27.10.11

Reprise: Sasse on Walther's Churchmanship, in honour of the 200th anniversary of the latter's birth

'It was the context in which Lutherans found themselves in the American Midwest - where a land quickly opened up for settlement was subsequently swamped by immigrants from all the European nations and churches - which made the Lutheran Church there a missionary church. In this context, the church had to gain her members through missionary outreach, and her congregations were, like all churches in the US, gatherings, assemblies or societies of individuals who had consciously decided to belong to the church of their choice. This is the distinctly American trait in the character of the Missouri Synod, which derives from the history of that nation, and the same trait is found in all the other Lutheran synods of western America. However, it is given its strongest expression in the Missouri Synod, for this version of Lutheranism possessed that which in a mission situation really makes a church a missionary church: the awareness of a particular calling and a firm conviction about what is to be believed (dogma), which alone makes missionary preaching possible. The self-understanding of the early Missourians of being a remnant of pure Lutheranism was refined through catastrophe and by Walther's preaching and pastoral care into a truly Lutheran consciousness of being church - an assembly standing on the foundation of justifying grace and drawing its life from the means of grace.
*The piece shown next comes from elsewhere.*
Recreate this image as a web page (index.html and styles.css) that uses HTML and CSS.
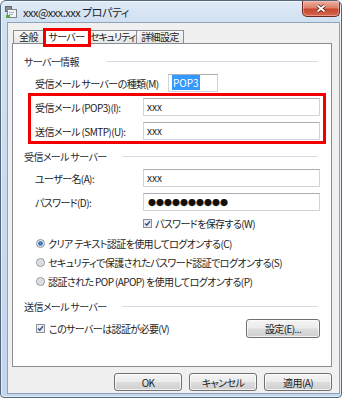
FILE: index.html
```html
<!DOCTYPE html>
<html lang="ja">
<head>
<meta charset="utf-8">
<title>xxx@xxx.xxx プロパティ</title>
<link rel="stylesheet" href="styles.css">
</head>
<body>
<div class="window">
  <div class="titlebar">
    <svg class="app-icon" viewBox="0 0 12 13" width="12" height="13">
      <rect x="0.5" y="0.5" width="6" height="5" fill="#8a9098" stroke="#5f656d"/>
      <rect x="2.5" y="3.5" width="9" height="8" fill="#f4f6f8" stroke="#7d848c"/>
      <rect x="4" y="6" width="5" height="1" fill="#aab0b7"/>
      <rect x="4" y="8" width="4" height="1" fill="#aab0b7"/>
      <rect x="1" y="9" width="4" height="3" fill="#59a545"/>
    </svg>
    <span class="title">xxx@xxx.xxx プロパティ</span>
    <button class="close" type="button" aria-label="閉じる">
      <svg viewBox="0 0 12 9" width="12" height="9">
        <path d="M2.5 1.5 L9.5 7.5 M9.5 1.5 L2.5 7.5" stroke="#4a1d16" stroke-width="3.4" fill="none"/>
        <path d="M2.5 1.5 L9.5 7.5 M9.5 1.5 L2.5 7.5" stroke="#ffffff" stroke-width="1.8" fill="none"/>
      </svg>
    </button>
  </div>
  <div class="client">
    <div class="tabs">
      <div class="tab tab-general">全般</div>
      <div class="tab tab-active">サーバー</div>
      <div class="tab tab-security">セキュリティ</div>
      <div class="tab tab-advanced">詳細設定</div>
    </div>
    <div class="panel">
      <div class="group-head"><span>サーバー情報</span><span class="rule rule-long"></span></div>
      <div class="row row-type">
        <span class="label">受信メール サーバーの種類(M)</span>
        <span class="field"><span class="sel">POP3</span></span>
      </div>
      <div class="highlight">
        <div class="row"><span class="label">受信メール (POP3)(I):</span><span class="field">xxx</span></div>
        <div class="row"><span class="label">送信メール (SMTP)(U):</span><span class="field">xxx</span></div>
      </div>
      <div class="group-head gh-2"><span>受信メール サーバー</span><span class="rule rule-short"></span></div>
      <div class="row row-user"><span class="label">ユーザー名(A):</span><span class="field">xxx</span></div>
      <div class="row row-pass"><span class="label">パスワード(D):</span><span class="field"><span class="dots">●●●●●●●●●●</span></span></div>
      <div class="opt opt-save">
        <svg class="box" viewBox="0 0 9 9" width="9" height="9"><rect x="0.5" y="0.5" width="8" height="8" fill="#e9edf2" stroke="#8e9096"/><path d="M2 4.4 L3.8 6.3 L7 2.2" fill="none" stroke="#3a4f84" stroke-width="1.4"/></svg>
        <span>パスワードを保存する(W)</span>
      </div>
      <div class="opt opt-radio opt-r1">
        <svg class="box" viewBox="0 0 9 9" width="9" height="9"><circle cx="4.5" cy="4.5" r="4" fill="#e6eaef" stroke="#8e9096"/><circle cx="4.5" cy="4.5" r="2.3" fill="#2d62b4"/><circle cx="4.5" cy="4.5" r="1" fill="#5c93dc"/></svg>
        <span>クリア テキスト認証を使用してログオンする(C)</span>
      </div>
      <div class="opt opt-radio">
        <svg class="box" viewBox="0 0 9 9" width="9" height="9"><circle cx="4.5" cy="4.5" r="4" fill="#e8ebef" stroke="#8e9096"/><circle cx="4.5" cy="4.5" r="2.6" fill="#d7dce2"/></svg>
        <span>セキュリティで保護されたパスワード認証でログオンする(S)</span>
      </div>
      <div class="opt opt-radio">
        <svg class="box" viewBox="0 0 9 9" width="9" height="9"><circle cx="4.5" cy="4.5" r="4" fill="#e8ebef" stroke="#8e9096"/><circle cx="4.5" cy="4.5" r="2.6" fill="#d7dce2"/></svg>
        <span>認証された POP (APOP) を使用してログオンする(P)</span>
      </div>
      <div class="group-head gh-3"><span>送信メール サーバー</span><span class="rule rule-short"></span></div>
      <div class="auth-row">
        <div class="opt opt-auth">
          <svg class="box" viewBox="0 0 9 9" width="9" height="9"><rect x="0.5" y="0.5" width="8" height="8" fill="#e9edf2" stroke="#8e9096"/><path d="M2 4.4 L3.8 6.3 L7 2.2" fill="none" stroke="#3a4f84" stroke-width="1.4"/></svg>
          <span>このサーバーは認証が必要(V)</span>
        </div>
        <button class="btn btn-settings" type="button">設定(E)...</button>
      </div>
    </div>
    <div class="actions">
      <button class="btn" type="button">OK</button>
      <button class="btn" type="button">キャンセル</button>
      <button class="btn" type="button">適用(A)</button>
    </div>
  </div>
</div>
</body>
</html>
```
FILE: styles.css
```css
* { box-sizing: border-box; }
html, body { margin: 0; padding: 0; background: #ffffff; }
body {
  font-family: "Noto Sans CJK JP", "Noto Sans", sans-serif;
  font-size: 10px;
  letter-spacing: -0.6px;
  color: #1c1c1c;
  font-feature-settings: "palt";
}
button { font: inherit; color: inherit; letter-spacing: inherit; }

.window {
  width: 342px;
  height: 398px;
  border: 1px solid #55677c;
  border-radius: 6px 6px 4px 4px;
  background: linear-gradient(180deg, #dfeaf6 0, #cfe0f1 22px, #c2d6ec 100%);
  box-shadow: inset 0 0 0 1px rgba(255,255,255,0.55);
  display: flex;
  flex-direction: column;
  overflow: hidden;
}

.titlebar {
  height: 21px;
  display: flex;
  align-items: center;
  padding-left: 4px;
}
.app-icon { display: block; margin-top: 1px; }
.title { margin-left: 6px; font-size: 11px; letter-spacing: -0.5px; color: #1e1e1e; }
.close {
  margin-left: auto;
  margin-right: 1px;
  align-self: flex-start;
  width: 38px;
  height: 16px;
  padding: 0;
  border: 1px solid #6a2a22;
  border-top: none;
  border-radius: 0 0 5px 5px;
  background: linear-gradient(180deg, #ecae9f 0, #de8168 45%, #c8472f 55%, #d46a50 100%);
  box-shadow: inset 0 0 0 1px rgba(255,210,200,0.45);
  display: flex;
  align-items: center;
  justify-content: center;
}
.close svg { display: block; }

.client {
  flex: 1;
  margin: 0 1px 3px 6px;
  background: #f0f0f0;
  border: 1px solid #8ea3bb;
  display: flex;
  flex-direction: column;
}

.tabs {
  height: 20px;
  display: flex;
  align-items: flex-end;
  padding-left: 5px;
  position: relative;
  z-index: 1;
}
.tab {
  height: 13px;
  line-height: 12px;
  padding: 0;
  text-align: center;
  border: 1px solid #898c95;
  border-bottom: none;
  background: linear-gradient(180deg, #f8f8f8, #e6e6e6);
  white-space: nowrap;
  overflow: hidden;
}
.tab-general { width: 31px; }
.tab-active {
  position: relative;
  width: 47px;
  height: 16px;
  line-height: 15px;
  margin: 0 -1px -1px -1px;
  background: #ffffff;
  z-index: 2;
  overflow: visible;
}
.tab-active::after {
  content: "";
  position: absolute;
  left: -1px;
  top: -1px;
  right: -2px;
  bottom: -3px;
  border: 3px solid #f20000;
}
.tab-security { width: 48px; border-left: none; letter-spacing: -1.1px; }
.tab-advanced { width: 47px; border-left: none; }

.panel {
  height: 324px;
  margin: 0 7px 0 4px;
  background: #ffffff;
  border: 1px solid #898c95;
  padding: 9px 11px 0;
}

.group-head {
  height: 16px;
  display: flex;
  align-items: center;
  color: #1e2b3c;
}
.rule { margin-left: auto; margin-right: 2px; height: 1px; background: #d3dbe4; }
.rule-long { width: 211px; }
.rule-short { width: 196px; }
.gh-2 { margin-top: 4px; }
.gh-3 { margin-top: 10px; }

.row {
  display: grid;
  grid-template-columns: 108px 177px;
  align-items: center;
  height: 18px;
  padding-left: 11px;
}
.row-type { grid-template-columns: 133px 50px; margin-top: 5px; }
.row-user { margin-top: 5px; }
.row-pass { margin-top: 6px; }
.label { white-space: nowrap; }
.field {
  height: 18px;
  line-height: 16px;
  padding-left: 3px;
  border: 1px solid #d0d5dc;
  border-top-color: #abadb3;
  background: #ffffff;
  white-space: nowrap;
  letter-spacing: 0;
}
.sel { background: #3399ff; color: #ffffff; padding: 0 1px; }
.dots { font-size: 8px; letter-spacing: 0; color: #111; padding-left: 1px; }

.highlight {
  margin: 1px -6px 0 4px;
  border: 3px solid #f20000;
  padding: 2px 2px 1px 0;
  display: flex;
  flex-direction: column;
  gap: 6px;
}
.highlight .row { padding-left: 4px; }

.opt {
  display: flex;
  align-items: center;
  gap: 3px;
  height: 14px;
  white-space: nowrap;
}
.opt .box { display: block; flex: none; }
.opt-save { margin-top: 5px; padding-left: 119px; }
.opt-radio { margin-top: 5px; padding-left: 12px; }
.opt-r1 { margin-top: 6px; }

.auth-row {
  margin-top: 5px;
  height: 19px;
  display: flex;
  align-items: center;
  justify-content: space-between;
}
.opt-auth { padding-left: 12px; gap: 4px; }

.btn {
  height: 18px;
  width: 68px;
  padding: 0;
  border: 1px solid #707070;
  border-radius: 3px;
  background: linear-gradient(180deg, #f4f4f4 0, #ebebeb 48%, #dcdcdc 52%, #cfcfcf 100%);
  box-shadow: inset 0 0 0 1px rgba(255,255,255,0.7);
  text-align: center;
  line-height: 15px;
}
.btn-settings { width: 74px; height: 19px; line-height: 16px; }

.actions {
  display: flex;
  justify-content: flex-end;
  gap: 7px;
  padding-right: 7px;
  margin-top: 6px;
}
```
This explains the Missouri Synod's awareness of a particular calling and the dogmatic conviction that is inseparably bound up with it - which is tied to Lutheran Orthodoxy.'


From Confession and Theology in the Missouri Synod, Letters to Lutheran Pastors No. 20, July 1951.

(Sasse begins this section of his essay by noting the profound influence of Lutheran Orthodoxy on the founder of the Missouri Synod, Carl Ferdinand Wilhelm Walther.)